START PROVIDED RECORDS
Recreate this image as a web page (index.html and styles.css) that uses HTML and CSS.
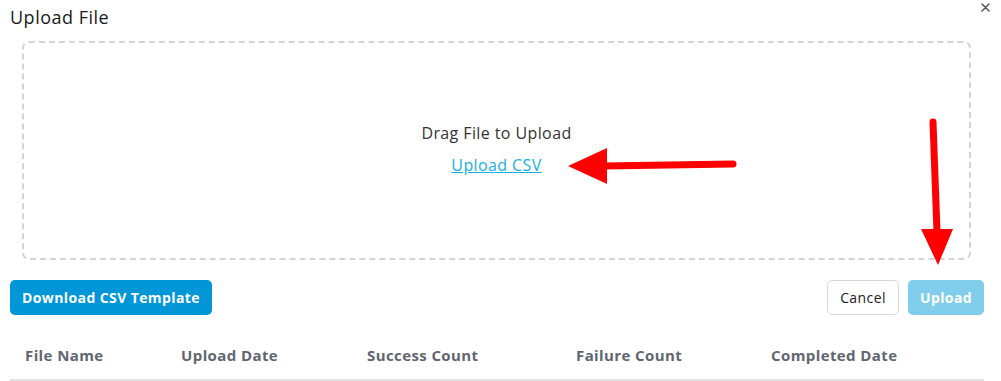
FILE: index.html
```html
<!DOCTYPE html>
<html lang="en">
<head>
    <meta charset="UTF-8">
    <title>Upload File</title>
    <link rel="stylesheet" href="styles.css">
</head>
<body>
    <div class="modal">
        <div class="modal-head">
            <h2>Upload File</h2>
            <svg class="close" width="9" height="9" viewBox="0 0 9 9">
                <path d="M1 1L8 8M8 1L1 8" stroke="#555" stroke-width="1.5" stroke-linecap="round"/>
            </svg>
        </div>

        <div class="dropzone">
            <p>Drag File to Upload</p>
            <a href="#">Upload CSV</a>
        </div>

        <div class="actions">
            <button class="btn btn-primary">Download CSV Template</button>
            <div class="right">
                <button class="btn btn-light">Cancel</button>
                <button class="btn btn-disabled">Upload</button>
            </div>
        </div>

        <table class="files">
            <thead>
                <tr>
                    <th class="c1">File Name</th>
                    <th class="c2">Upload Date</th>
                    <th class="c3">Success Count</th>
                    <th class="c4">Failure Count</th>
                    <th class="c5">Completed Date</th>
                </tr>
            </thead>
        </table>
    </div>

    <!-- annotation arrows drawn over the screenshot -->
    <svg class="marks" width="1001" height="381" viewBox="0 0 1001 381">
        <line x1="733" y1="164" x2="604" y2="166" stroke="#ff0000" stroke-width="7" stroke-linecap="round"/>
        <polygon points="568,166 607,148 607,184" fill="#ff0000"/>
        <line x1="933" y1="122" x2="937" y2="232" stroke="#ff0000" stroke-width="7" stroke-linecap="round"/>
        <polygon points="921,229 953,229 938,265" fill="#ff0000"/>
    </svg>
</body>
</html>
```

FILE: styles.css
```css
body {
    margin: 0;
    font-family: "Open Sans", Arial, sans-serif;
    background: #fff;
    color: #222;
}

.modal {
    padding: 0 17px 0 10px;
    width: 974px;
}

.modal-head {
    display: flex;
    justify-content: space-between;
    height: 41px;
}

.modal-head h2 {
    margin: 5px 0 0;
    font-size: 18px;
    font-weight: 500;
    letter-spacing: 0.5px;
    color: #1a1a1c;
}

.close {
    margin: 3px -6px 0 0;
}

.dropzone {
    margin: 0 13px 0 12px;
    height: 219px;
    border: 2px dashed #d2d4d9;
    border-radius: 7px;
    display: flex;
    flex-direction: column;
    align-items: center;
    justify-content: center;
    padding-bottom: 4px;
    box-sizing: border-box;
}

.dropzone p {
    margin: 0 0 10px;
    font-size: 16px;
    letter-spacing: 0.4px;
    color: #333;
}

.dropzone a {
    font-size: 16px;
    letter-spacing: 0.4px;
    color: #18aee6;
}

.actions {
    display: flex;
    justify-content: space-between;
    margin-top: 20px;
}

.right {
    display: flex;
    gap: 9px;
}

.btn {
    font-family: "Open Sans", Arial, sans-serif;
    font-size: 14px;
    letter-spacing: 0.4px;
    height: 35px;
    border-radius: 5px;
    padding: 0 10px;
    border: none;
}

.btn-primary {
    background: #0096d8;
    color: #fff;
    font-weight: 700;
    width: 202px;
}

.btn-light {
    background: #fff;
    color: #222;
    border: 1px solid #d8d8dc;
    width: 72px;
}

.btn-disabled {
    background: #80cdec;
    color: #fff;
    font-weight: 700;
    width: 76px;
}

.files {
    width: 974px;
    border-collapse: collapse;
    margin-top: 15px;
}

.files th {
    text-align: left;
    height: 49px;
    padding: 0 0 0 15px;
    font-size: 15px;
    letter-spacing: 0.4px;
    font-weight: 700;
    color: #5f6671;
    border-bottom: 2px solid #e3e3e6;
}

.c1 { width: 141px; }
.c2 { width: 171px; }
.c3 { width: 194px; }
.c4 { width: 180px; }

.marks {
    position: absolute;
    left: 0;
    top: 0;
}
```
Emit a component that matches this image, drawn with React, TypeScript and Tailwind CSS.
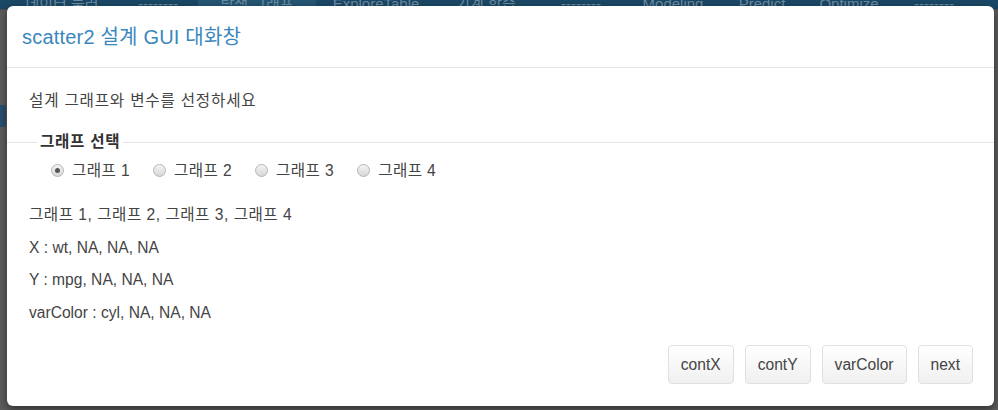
END PROVIDED RECORDS
▸ SET EXERCISE
Write out each line of the data exactly; the images should be left out.

▸ PROBLEM SOLUTION
Recreate this image as a web page (index.html and styles.css) that uses HTML and CSS.
FILE: index.html
```html
<!DOCTYPE html>
<html lang="en">
<head>
    <meta charset="UTF-8">
    <title>Upload File</title>
    <link rel="stylesheet" href="styles.css">
</head>
<body>
    <div class="modal">
        <div class="modal-head">
            <h2>Upload File</h2>
            <svg class="close" width="9" height="9" viewBox="0 0 9 9">
                <path d="M1 1L8 8M8 1L1 8" stroke="#555" stroke-width="1.5" stroke-linecap="round"/>
            </svg>
        </div>

        <div class="dropzone">
            <p>Drag File to Upload</p>
            <a href="#">Upload CSV</a>
        </div>

        <div class="actions">
            <button class="btn btn-primary">Download CSV Template</button>
            <div class="right">
                <button class="btn btn-light">Cancel</button>
                <button class="btn btn-disabled">Upload</button>
            </div>
        </div>

        <table class="files">
            <thead>
                <tr>
                    <th class="c1">File Name</th>
                    <th class="c2">Upload Date</th>
                    <th class="c3">Success Count</th>
                    <th class="c4">Failure Count</th>
                    <th class="c5">Completed Date</th>
                </tr>
            </thead>
        </table>
    </div>

    <!-- annotation arrows drawn over the screenshot -->
    <svg class="marks" width="1001" height="381" viewBox="0 0 1001 381">
        <line x1="733" y1="164" x2="604" y2="166" stroke="#ff0000" stroke-width="7" stroke-linecap="round"/>
        <polygon points="568,166 607,148 607,184" fill="#ff0000"/>
        <line x1="933" y1="122" x2="937" y2="232" stroke="#ff0000" stroke-width="7" stroke-linecap="round"/>
        <polygon points="921,229 953,229 938,265" fill="#ff0000"/>
    </svg>
</body>
</html>
```

FILE: styles.css
```css
body {
    margin: 0;
    font-family: "Open Sans", Arial, sans-serif;
    background: #fff;
    color: #222;
}

.modal {
    padding: 0 17px 0 10px;
    width: 974px;
}

.modal-head {
    display: flex;
    justify-content: space-between;
    height: 41px;
}

.modal-head h2 {
    margin: 5px 0 0;
    font-size: 18px;
    font-weight: 500;
    letter-spacing: 0.5px;
    color: #1a1a1c;
}

.close {
    margin: 3px -6px 0 0;
}

.dropzone {
    margin: 0 13px 0 12px;
    height: 219px;
    border: 2px dashed #d2d4d9;
    border-radius: 7px;
    display: flex;
    flex-direction: column;
    align-items: center;
    justify-content: center;
    padding-bottom: 4px;
    box-sizing: border-box;
}

.dropzone p {
    margin: 0 0 10px;
    font-size: 16px;
    letter-spacing: 0.4px;
    color: #333;
}

.dropzone a {
    font-size: 16px;
    letter-spacing: 0.4px;
    color: #18aee6;
}

.actions {
    display: flex;
    justify-content: space-between;
    margin-top: 20px;
}

.right {
    display: flex;
    gap: 9px;
}

.btn {
    font-family: "Open Sans", Arial, sans-serif;
    font-size: 14px;
    letter-spacing: 0.4px;
    height: 35px;
    border-radius: 5px;
    padding: 0 10px;
    border: none;
}

.btn-primary {
    background: #0096d8;
    color: #fff;
    font-weight: 700;
    width: 202px;
}

.btn-light {
    background: #fff;
    color: #222;
    border: 1px solid #d8d8dc;
    width: 72px;
}

.btn-disabled {
    background: #80cdec;
    color: #fff;
    font-weight: 700;
    width: 76px;
}

.files {
    width: 974px;
    border-collapse: collapse;
    margin-top: 15px;
}

.files th {
    text-align: left;
    height: 49px;
    padding: 0 0 0 15px;
    font-size: 15px;
    letter-spacing: 0.4px;
    font-weight: 700;
    color: #5f6671;
    border-bottom: 2px solid #e3e3e6;
}

.c1 { width: 141px; }
.c2 { width: 171px; }
.c3 { width: 194px; }
.c4 { width: 180px; }

.marks {
    position: absolute;
    left: 0;
    top: 0;
}
```
Emit a component that matches this image, drawn with React, TypeScript and Tailwind CSS.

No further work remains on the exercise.